Jember, Jawa Timur (ANTARA) - Kementerian Desa dan Pembangunan Daerah Tertinggal (Kemendes PDT) meminta Universitas Jember (Unej) menjadi pusat pengembangan desa berketahanan iklim agar desa mampu bertahan dan beradaptasi terhadap dampak perubahan iklim.
"Saya meminta Unej mengembangkan kajian mengenai desa yang berketahanan iklim, bahkan mendorong Lembaga Penelitian dan Pengabdian Masyarakat (LP2M) Unej membuka pusat pelatihan desa berketahanan iklim," kata Direktur Jenderal Percepatan Pembangunan Daerah Tertinggal (PPDT) Kemendes PDT Samsul Widodo saat memberikan materi secara daring pada kegiatan Unej Climate Change Conference yang digelar di Gedung Auditorium, Senin.
Menurutnya, korban pertama dari perubahan iklim adalah masyarakat perdesaan khususnya petani di daerah tertinggal, penyebabnya bisa karena bencana alam hingga gagal panen.

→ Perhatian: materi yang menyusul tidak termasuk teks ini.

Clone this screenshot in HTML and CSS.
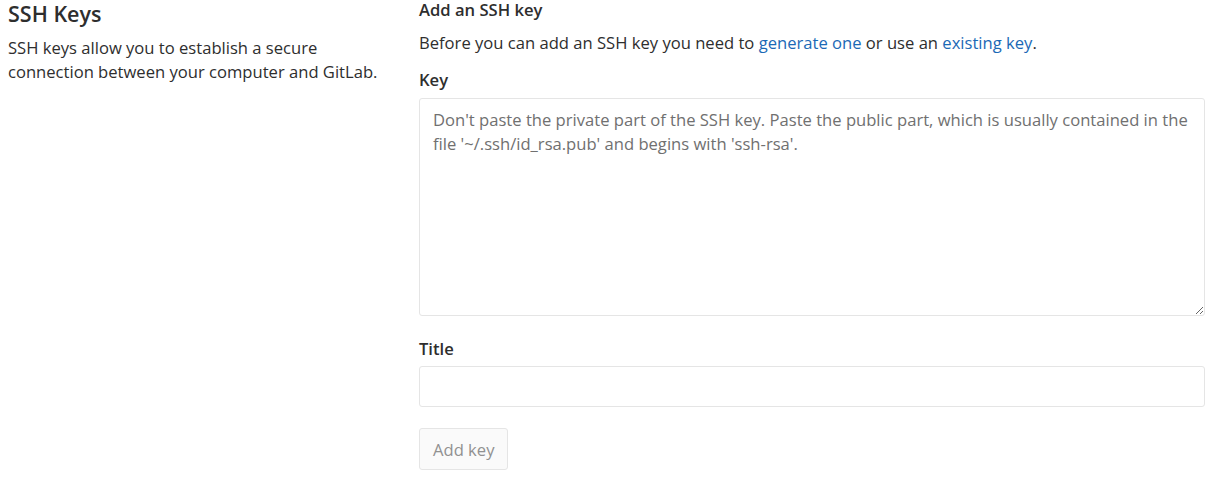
FILE: index.html
```html
<!DOCTYPE html>
<html>
<head>
<meta charset="utf-8">
<link rel="stylesheet" href="styles.css">
</head>
<body>
<div class="page">
  <div class="side">
    <h4 class="side-title">SSH Keys</h4>
    <p class="side-text">SSH keys allow you to establish a secure connection between your computer and GitLab.</p>
  </div>
  <div class="main">
    <h5 class="main-title">Add an SSH key</h5>
    <p class="intro">Before you can add an SSH key you need to <a href="#" class="link">generate one</a> or use an <a href="#" class="link">existing key</a>.</p>
    <form class="form">
      <div class="group">
        <label class="label" for="key">Key</label>
        <textarea id="key" class="textarea" placeholder="Don't paste the private part of the SSH key. Paste the public part, which is usually contained in the file '~/.ssh/id_rsa.pub' and begins with 'ssh-rsa'."></textarea>
      </div>
      <div class="group">
        <label class="label label-title" for="title">Title</label>
        <input id="title" class="input" type="text">
      </div>
      <div class="actions">
        <button type="button" class="btn" disabled>Add key</button>
      </div>
    </form>
  </div>
</div>
</body>
</html>
```
FILE: styles.css
```css
* { box-sizing: border-box; }
body {
  margin: 0;
  background: #fff;
  color: #2e2e2e;
  font-family: "Open Sans", "Noto Sans", sans-serif;
  font-size: 16.6px;
}
.page {
  display: grid;
  grid-template-columns: 411px 1fr;
  padding: 0 7px 0 8px;
}
.side { padding-right: 26px; }
.side-title {
  margin: 0;
  font-size: 21.5px;
  font-weight: 600;
  line-height: 28px;
  color: #2e2e2e;
}
.side-text {
  margin: 8px 0 0;
  line-height: 24px;
}
.main-title {
  margin: 0;
  font-size: 16.6px;
  font-weight: 600;
  line-height: 20px;
}
.intro {
  margin: 11px 0 0;
  line-height: 24px;
}
.link { color: #1b69b6; text-decoration: none; }
.form { margin-top: 14px; }
.group { margin-bottom: 22px; }
.label {
  display: block;
  font-weight: 600;
  line-height: 22px;
  margin-bottom: 7px;
}
.label-title { margin-bottom: 6px; }
.textarea {
  display: block;
  width: 100%;
  height: 218px;
  border: 1px solid #e5e5e5;
  border-radius: 3px;
  padding: 9px 13px;
  font-family: inherit;
  font-size: 16.6px;
  line-height: 24px;
  color: #2e2e2e;
  resize: vertical;
}
.textarea::placeholder { color: #707070; opacity: 1; }
.input {
  display: block;
  width: 100%;
  height: 41px;
  border: 1px solid #e5e5e5;
  border-radius: 3px;
  padding: 6px 13px;
  font-family: inherit;
  font-size: 16.6px;
}
.actions { margin-top: -1px; }
.btn {
  height: 42px;
  padding: 0 13px;
  background: #fafafa;
  border: 1px solid #e5e5e5;
  border-radius: 3px;
  font-family: inherit;
  font-size: 16.6px;
  color: #919191;
}
```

"Belum lagi dengan efek kerusakan sarana dan prasarana yang sudah dibangun namun kemudian hancur akibat bencana alam akibat perubahan iklim," tuturnya.
Ia memaparkan data dampak kerugian ekonomi akibat bencana alam yang mencapai Rp31,55 triliun, sementara kerugian fisik mencapai Rp41,6 triliun dengan 4,1 juta orang terdampak bencana alam akibat perubahan iklim.
"Saya mencetuskan ide agar perguruan tinggi seperti Unej mengembangkan kajian dan pusat desa berketahanan iklim yang tujuannya agar warga desa memiliki resiliensi dalam menghadapi perubahan iklim," katanya.
Menurutnya, Indonesia yang terdiri dari sekian ribu pulau dan merupakan supermarket bencana harus bisa beradaptasi agar mampu menghadapi bencana. Oleh karena itu, warga desa harus siap menghadapi perubahan iklim.
"Adanya kajian dan pusat desa berketahanan iklim akan memberikan penguatan kapasitas, pengembangan ketahanan, peningkatan kesadaran, pengembangan ekonomi lokal hingga kerja sama internasional," ucap alumnus Unej itu.
Ia mengatakan, kampus seperti Unej memiliki kemampuan untuk mewujudkan kajian dan pusat desa berketahanan iklim melalui riset dan pengabdian kepada masyarakatnya.
Sementara Kepala LP2M Unej Prof Yuli Witono dalam laporan kegiatannya menyoroti perubahan iklim sebagai tantangan terbesar dalam mewujudkan cita-cita swasembada pangan nasional.
"Oleh karena itu, konferensi hari ini menghadirkan narasumber dari pemerintah, akademisi, maupun praktisi, dengan tujuan menghasilkan solusi dan ide menghadapi perubahan iklim dalam mencapai swasembada pangan nasional," katanya.
Ia menjelaskan LP2M Unej telah menjadikan riset perubahan iklim dan usaha swasembada pangan sebagai riset utama, apalagi pangan dan pertanian menjadi topik sentral dunia mengingat fungsinya sebagai sumber pangan, sumber pakan dan sumber bahan bakar atau food, feed and fuel.